Così è accaduto nel caso di Douglas Meléndez, procuratore generale dal 2016, che ha stupito i salvadoregni lottando contro la corruzione in casi che coinvolgevano esponenti di entrambi i partiti. Un ex presidente dell’Fmln, Maurico Funes, è fuggito in Nicaragua. Antonio Saca, che ha governato fino al 2009 in quanto membro di Arena, è in prigione in attesa di giudizio, accusato di aver partecipato alla sottrazione di 246 milioni di dollari di fondi pubblici, circa l’1 per cento del pil. “Vedere un presidente in manette somigliava a una scena da film”, spiega Roberto Burgos dell’ong Dtj. Anche la corte costituzionale ha mostrato un atteggiamento d’indipendenza, opponendosi agli abusi dei partiti politici. Simili misure di controllo del potere rappresentano la più grande speranza che ha El Salvador di ripulire il governo e modernizzare la politica.

Ma il partito al potere ha risposto a queste sfide con minacce e violenza. Alcuni manifestanti, incitati dall’Fmln, hanno lanciato minacce di morte contro i giudici costituzionali, spiega Sidney Blanco, che fa parte della corte.

I funzionari indipendenti rimangono in carica grazie soprattutto al sostegno di potenze esterne come gli Stati Uniti. Le fotografie che ritraggono Meléndez in compagnia di ambasciatori stranieri lanciano il messaggio che non è lasciato da solo, spiega Burgos. Il sostegno degli Stati Uniti al procuratore generale fa parte di un più ampio programma di miglioramento dell’attività di governo, delle condizioni d’investimento e dell’operato delle forze dell’ordine a El Salvador, volto a diminuire l’attrattiva esercitata dalla possibilità d’emigrazione verso gli Stati Uniti.

El Salvador è uno dei beneficiari dell’Alleanza per la prosperità, che fornisce anche agli altri due paesi del “triangolo del nord” centroamericano, Guatemala e Honduras, quasi 750 milioni di dollari all’anno. L’autorizzazione a spendere tale denaro in El Salvador sarebbe probabilmente stata ritirata se il governo avesse esautorato Meléndez.

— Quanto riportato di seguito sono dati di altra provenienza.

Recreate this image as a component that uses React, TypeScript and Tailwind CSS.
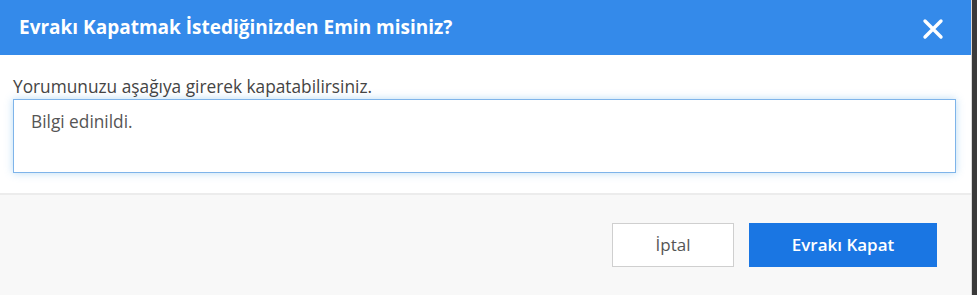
export default function App() {
  return (
    <div className="flex h-[295px] w-[977px] overflow-hidden bg-[#3a3a3a] font-['Open_Sans',sans-serif]">
      <div className="flex w-[972px] flex-col border-r border-[#d8d8d8] bg-white">
        {/* Header */}
        <div className="flex h-[55px] shrink-0 items-center justify-between bg-[#348aea] pl-[19px] pr-[27px]">
          <h1 className="text-[19px] font-bold text-white">Evrakı Kapatmak İstediğinizden Emin misiniz?</h1>
          <svg width="22" height="22" viewBox="0 0 22 22" className="mt-[3px]">
            <path d="M3 3L19 19M19 3L3 19" stroke="white" strokeWidth="3.4" strokeLinecap="round" />
          </svg>
        </div>

        {/* Body */}
        <div className="shrink-0 px-[13px] pb-[20px] pt-[22px]">
          <label className="block text-[17.3px] leading-[20px] text-[#444]">Yorumunuzu aşağıya girerek kapatabilirsiniz.</label>
          <div className="mt-[2px] h-[74px] w-[943px] border-[1.5px] border-[#7eb4ea] bg-white px-[17px] py-[11px] text-[17.3px] leading-[22px] text-[#555] shadow-[0_0_8px_rgba(102,175,233,0.45)]">
            Bilgi edinildi.
          </div>
        </div>

        {/* Footer */}
        <div className="flex flex-1 items-start justify-end gap-[15px] border-t-2 border-[#ececec] bg-[#f8f8f8] pr-[34px] pt-[28px]">
          <button className="h-[44px] w-[122px] border border-[#cfcfcf] bg-white text-[17px] text-[#555]">İptal</button>
          <button className="h-[44px] w-[188px] bg-[#1a76e3] text-[17px] font-semibold text-white">Evrakı Kapat</button>
        </div>
      </div>
    </div>
  );
}
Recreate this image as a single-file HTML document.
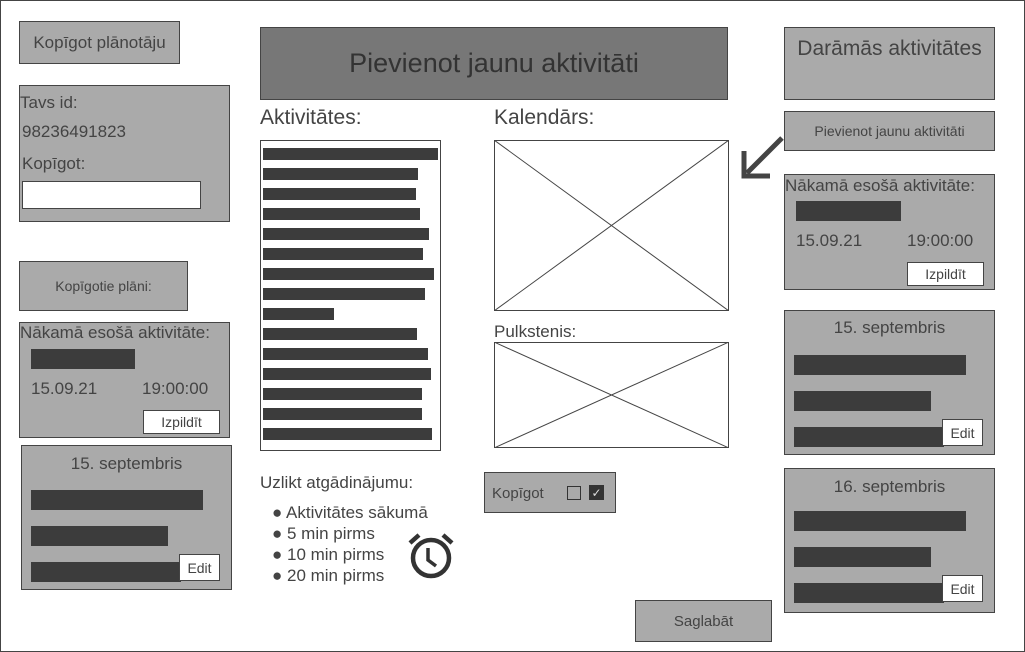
<!DOCTYPE html><html><head><meta charset="utf-8"><style>
*{box-sizing:border-box;margin:0;padding:0}
body{width:1025px;height:652px;position:relative;background:#fff;font-family:"Liberation Sans",sans-serif;color:#444;overflow:hidden}
.a{position:absolute}
.g{position:absolute;background:#aaa;border:1px solid #444}
.c{display:flex;align-items:center;justify-content:center}
.bar{position:absolute;background:#3c3c3c;height:12px}
.w{position:absolute;background:#fff;border:1px solid #444}
</style></head><body>
<div class="a" style="left:0;top:0;width:1025px;height:652px;border:1px solid #444"></div>

<div class="g c" style="left:19px;top:21px;width:161px;height:43px;font-size:17px">Kopīgot plānotāju</div>
<div class="g" style="left:19px;top:85px;width:211px;height:137px;font-size:17px">
<div class="a" style="left:0px;top:7px">Tavs id:</div>
<div class="a" style="left:2px;top:36px">98236491823</div>
<div class="a" style="left:2px;top:68px">Kopīgot:</div>
<div class="w" style="left:2px;top:95px;width:179px;height:28px"></div></div>
<div class="g c" style="left:19px;top:261px;width:169px;height:50px;font-size:14px">Kopīgotie plāni:</div>
<div class="g" style="left:19px;top:322px;width:211px;height:116px;font-size:17px">
<div class="a" style="left:0;top:0px">Nākamā esošā aktivitāte:</div>
<div class="bar" style="left:11px;top:26px;width:104px;height:20px"></div>
<div class="a" style="left:11px;top:56px">15.09.21</div><div class="a" style="left:122px;top:56px">19:00:00</div>
<div class="w c" style="left:123px;top:87px;width:77px;height:24px;font-size:14px">Izpildīt</div></div>
<div class="g" style="left:21px;top:445px;width:211px;height:145px;font-size:17px">
<div class="a" style="left:0;width:100%;text-align:center;top:8px">15. septembris</div>
<div class="bar" style="left:9px;top:44px;width:172px;height:20px"></div>
<div class="bar" style="left:9px;top:80px;width:137px;height:20px"></div>
<div class="bar" style="left:9px;top:116px;width:150px;height:20px"></div>
<div class="w c" style="left:157px;top:108px;width:41px;height:27px;font-size:14px">Edit</div></div>

<div class="a c" style="left:260px;top:27px;width:468px;height:73px;background:#777;border:1px solid #444;font-size:27px;color:#333">Pievienot jaunu aktivitāti</div>
<div class="a" style="left:260px;top:106px;font-size:21px">Aktivitātes:</div>
<div class="w" style="left:260px;top:140px;width:181px;height:311px"></div>
<div class="bar" style="left:263px;top:148px;width:175px"></div>
<div class="bar" style="left:263px;top:168px;width:155px"></div>
<div class="bar" style="left:263px;top:188px;width:153px"></div>
<div class="bar" style="left:263px;top:208px;width:157px"></div>
<div class="bar" style="left:263px;top:228px;width:166px"></div>
<div class="bar" style="left:263px;top:248px;width:160px"></div>
<div class="bar" style="left:263px;top:268px;width:171px"></div>
<div class="bar" style="left:263px;top:288px;width:162px"></div>
<div class="bar" style="left:263px;top:308px;width:71px"></div>
<div class="bar" style="left:263px;top:328px;width:154px"></div>
<div class="bar" style="left:263px;top:348px;width:165px"></div>
<div class="bar" style="left:263px;top:368px;width:168px"></div>
<div class="bar" style="left:263px;top:388px;width:159px"></div>
<div class="bar" style="left:263px;top:408px;width:159px"></div>
<div class="bar" style="left:263px;top:428px;width:169px"></div>

<div class="a" style="left:494px;top:106px;font-size:21px">Kalendārs:</div>
<svg class="a" style="left:494px;top:140px" width="235" height="171"><rect x=".5" y=".5" width="234" height="170" fill="#fff" stroke="#444"/><path d="M0 0L235 171M235 0L0 171" stroke="#444"/></svg>
<div class="a" style="left:494px;top:322px;font-size:17px">Pulkstenis:</div>
<svg class="a" style="left:494px;top:342px" width="235" height="106"><rect x=".5" y=".5" width="234" height="105" fill="#fff" stroke="#444"/><path d="M0 0L235 106M235 0L0 106" stroke="#444"/></svg>

<div class="a" style="left:260px;top:473px;font-size:17px">Uzlikt atgādinājumu:</div>
<div class="a" style="left:272px;top:502px;font-size:17px;line-height:21px">● Aktivitātes sākumā<br>● 5 min pirms<br>● 10 min pirms<br>● 20 min pirms</div>
<svg class="a" style="left:406px;top:530px" width="50" height="50" viewBox="0 0 50 50"><circle cx="25" cy="28" r="18" fill="none" stroke="#333" stroke-width="4.5"/><path d="M22 18V30L30 36" fill="none" stroke="#333" stroke-width="3.5"/><path d="M4 13L13 5M46 13L37 5" stroke="#333" stroke-width="4.5"/></svg>

<div class="g" style="left:484px;top:472px;width:132px;height:41px;font-size:15px"><div class="a" style="left:7px;top:12px">Kopīgot</div>
<div class="a" style="left:82px;top:13px;width:14px;height:14px;border:1.5px solid #333"></div>
<div class="a c" style="left:104px;top:12px;width:15px;height:15px;background:#333;color:#ddd;font-size:12px">✓</div></div>

<div class="g c" style="left:635px;top:600px;width:137px;height:42px;font-size:15px">Saglabāt</div>

<div class="g" style="left:784px;top:27px;width:211px;height:73px;font-size:21px;text-align:center;padding-top:9px">Darāmās aktivitātes</div>
<div class="g c" style="left:784px;top:111px;width:211px;height:40px;font-size:14px">Pievienot jaunu aktivitāti</div>
<svg class="a" style="left:738px;top:135px" width="50" height="48"><path d="M44 3L9 38" stroke="#444" stroke-width="5"/><path d="M6 16V41H32" fill="none" stroke="#444" stroke-width="5"/></svg>
<div class="g" style="left:784px;top:174px;width:211px;height:116px;font-size:17px">
<div class="a" style="left:0;top:1px">Nākamā esošā aktivitāte:</div>
<div class="bar" style="left:11px;top:26px;width:105px;height:20px"></div>
<div class="a" style="left:11px;top:56px">15.09.21</div><div class="a" style="left:122px;top:56px">19:00:00</div>
<div class="w c" style="left:122px;top:87px;width:77px;height:24px;font-size:14px">Izpildīt</div></div>
<div class="g" style="left:784px;top:310px;width:211px;height:145px;font-size:17px">
<div class="a" style="left:0;width:100%;text-align:center;top:7px">15. septembris</div>
<div class="bar" style="left:9px;top:44px;width:172px;height:20px"></div>
<div class="bar" style="left:9px;top:80px;width:137px;height:20px"></div>
<div class="bar" style="left:9px;top:116px;width:150px;height:20px"></div>
<div class="w c" style="left:157px;top:108px;width:41px;height:27px;font-size:14px">Edit</div></div>
<div class="g" style="left:784px;top:468px;width:211px;height:145px;font-size:17px">
<div class="a" style="left:0;width:100%;text-align:center;top:8px">16. septembris</div>
<div class="bar" style="left:9px;top:42px;width:172px;height:20px"></div>
<div class="bar" style="left:9px;top:78px;width:137px;height:20px"></div>
<div class="bar" style="left:9px;top:114px;width:150px;height:20px"></div>
<div class="w c" style="left:157px;top:106px;width:41px;height:27px;font-size:14px">Edit</div></div>
</body></html>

I salvadoregni si aspettano che questa assistenza continui durante la presidenza Trump. L’obiettivo di quest’ultimo, in fin dei conti, è di rallentare l’immigrazione. Ci sono alcuni segnali positivi, quindi. Ma c’è qualcosa di sbagliato quando degli stranieri mostrano una maggiore volontà politica di riformare El Salvador rispetto agli stessi politici salvadoregni.